▸ **Task statement**: Up to and including the line with "const S: Entry", write out the listing from its first line, minus the pictures.

-- BEGIN Available data --

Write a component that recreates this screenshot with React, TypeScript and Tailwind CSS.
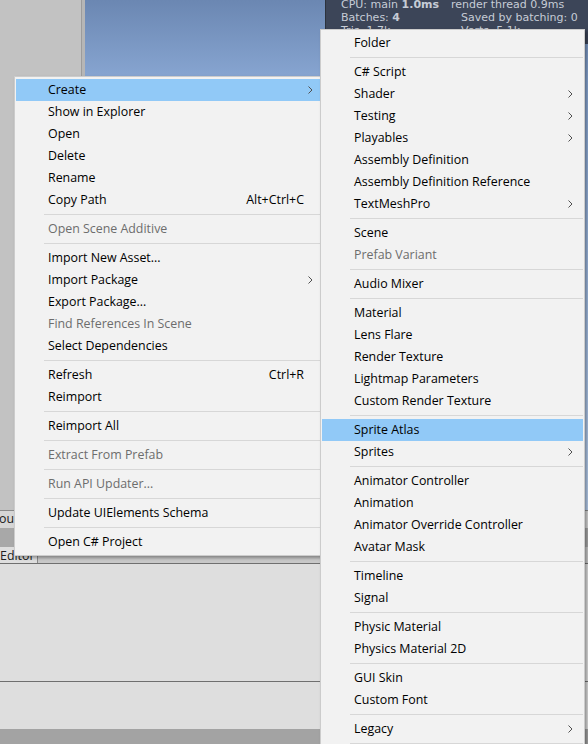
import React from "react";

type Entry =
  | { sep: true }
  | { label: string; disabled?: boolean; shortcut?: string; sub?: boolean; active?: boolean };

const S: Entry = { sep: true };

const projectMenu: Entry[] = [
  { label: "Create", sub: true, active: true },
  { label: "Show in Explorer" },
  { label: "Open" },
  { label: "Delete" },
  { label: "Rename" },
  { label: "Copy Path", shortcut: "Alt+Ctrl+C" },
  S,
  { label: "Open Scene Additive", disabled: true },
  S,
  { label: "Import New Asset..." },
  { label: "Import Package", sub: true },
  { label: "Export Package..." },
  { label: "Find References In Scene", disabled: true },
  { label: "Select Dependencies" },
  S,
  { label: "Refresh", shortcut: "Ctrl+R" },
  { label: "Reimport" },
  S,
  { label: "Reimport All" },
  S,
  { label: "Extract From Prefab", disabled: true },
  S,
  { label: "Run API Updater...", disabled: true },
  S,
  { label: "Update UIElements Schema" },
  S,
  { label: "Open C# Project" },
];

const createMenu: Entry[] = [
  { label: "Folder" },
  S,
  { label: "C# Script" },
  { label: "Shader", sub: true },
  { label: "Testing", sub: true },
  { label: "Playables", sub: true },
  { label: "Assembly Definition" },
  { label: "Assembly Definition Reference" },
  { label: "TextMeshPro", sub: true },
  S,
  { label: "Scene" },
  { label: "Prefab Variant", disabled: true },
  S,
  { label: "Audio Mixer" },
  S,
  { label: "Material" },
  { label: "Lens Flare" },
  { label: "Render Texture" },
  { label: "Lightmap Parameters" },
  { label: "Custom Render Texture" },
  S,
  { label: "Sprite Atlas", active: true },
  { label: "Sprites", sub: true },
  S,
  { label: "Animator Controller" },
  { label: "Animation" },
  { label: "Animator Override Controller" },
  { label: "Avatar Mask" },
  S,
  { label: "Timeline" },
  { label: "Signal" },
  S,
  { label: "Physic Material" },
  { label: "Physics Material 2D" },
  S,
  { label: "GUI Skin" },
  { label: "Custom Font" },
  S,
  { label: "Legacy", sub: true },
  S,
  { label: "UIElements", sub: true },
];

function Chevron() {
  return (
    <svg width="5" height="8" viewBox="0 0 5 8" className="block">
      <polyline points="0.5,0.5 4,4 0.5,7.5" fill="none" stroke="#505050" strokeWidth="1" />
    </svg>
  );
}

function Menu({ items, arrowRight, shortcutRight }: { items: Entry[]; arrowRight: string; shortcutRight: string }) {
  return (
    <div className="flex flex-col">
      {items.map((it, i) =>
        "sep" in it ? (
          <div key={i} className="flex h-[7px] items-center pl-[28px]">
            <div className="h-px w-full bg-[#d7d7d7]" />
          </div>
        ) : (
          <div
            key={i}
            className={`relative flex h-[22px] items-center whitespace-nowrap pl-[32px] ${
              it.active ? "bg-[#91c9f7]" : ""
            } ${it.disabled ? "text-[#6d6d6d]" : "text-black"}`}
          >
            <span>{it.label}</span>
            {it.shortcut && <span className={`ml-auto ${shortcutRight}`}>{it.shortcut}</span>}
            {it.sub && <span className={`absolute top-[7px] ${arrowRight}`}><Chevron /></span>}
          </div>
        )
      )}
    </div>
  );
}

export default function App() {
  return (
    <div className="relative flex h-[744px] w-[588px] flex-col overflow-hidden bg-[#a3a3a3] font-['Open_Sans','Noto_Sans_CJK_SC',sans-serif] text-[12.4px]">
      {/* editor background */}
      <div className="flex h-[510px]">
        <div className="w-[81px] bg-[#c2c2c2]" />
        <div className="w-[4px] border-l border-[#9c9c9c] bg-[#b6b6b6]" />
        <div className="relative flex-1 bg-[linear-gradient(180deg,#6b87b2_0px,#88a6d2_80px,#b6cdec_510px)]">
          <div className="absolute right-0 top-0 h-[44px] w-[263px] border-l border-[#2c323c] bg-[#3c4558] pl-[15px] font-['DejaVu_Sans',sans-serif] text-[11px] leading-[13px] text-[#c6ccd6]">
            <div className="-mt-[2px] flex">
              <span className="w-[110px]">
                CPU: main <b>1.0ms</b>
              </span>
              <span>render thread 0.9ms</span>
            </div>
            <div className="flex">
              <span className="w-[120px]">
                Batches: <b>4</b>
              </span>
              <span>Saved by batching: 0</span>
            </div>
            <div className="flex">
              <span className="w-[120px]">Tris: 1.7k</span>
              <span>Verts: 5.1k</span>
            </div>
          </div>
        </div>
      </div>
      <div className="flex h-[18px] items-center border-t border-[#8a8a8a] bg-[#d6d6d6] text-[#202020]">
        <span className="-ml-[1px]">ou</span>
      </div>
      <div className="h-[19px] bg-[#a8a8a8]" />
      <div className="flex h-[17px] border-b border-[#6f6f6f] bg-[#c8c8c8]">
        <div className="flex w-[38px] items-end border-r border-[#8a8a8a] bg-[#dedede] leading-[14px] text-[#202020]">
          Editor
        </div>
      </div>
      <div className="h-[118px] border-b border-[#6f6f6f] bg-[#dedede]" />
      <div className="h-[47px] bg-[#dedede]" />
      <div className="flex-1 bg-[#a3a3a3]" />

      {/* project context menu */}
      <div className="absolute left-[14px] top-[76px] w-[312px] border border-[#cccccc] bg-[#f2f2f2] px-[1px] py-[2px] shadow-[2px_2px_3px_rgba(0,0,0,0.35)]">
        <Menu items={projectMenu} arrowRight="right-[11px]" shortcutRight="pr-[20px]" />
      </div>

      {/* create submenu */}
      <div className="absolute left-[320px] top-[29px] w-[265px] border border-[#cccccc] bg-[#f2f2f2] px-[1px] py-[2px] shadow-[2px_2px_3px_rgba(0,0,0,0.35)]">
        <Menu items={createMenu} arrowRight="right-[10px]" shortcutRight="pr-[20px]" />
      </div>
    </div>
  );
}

-- END Available data --

▸ **Full answer**:
Write a component that recreates this screenshot with React, TypeScript and Tailwind CSS.
import React from "react";

type Entry =
  | { sep: true }
  | { label: string; disabled?: boolean; shortcut?: string; sub?: boolean; active?: boolean };

const S: Entry = { sep: true };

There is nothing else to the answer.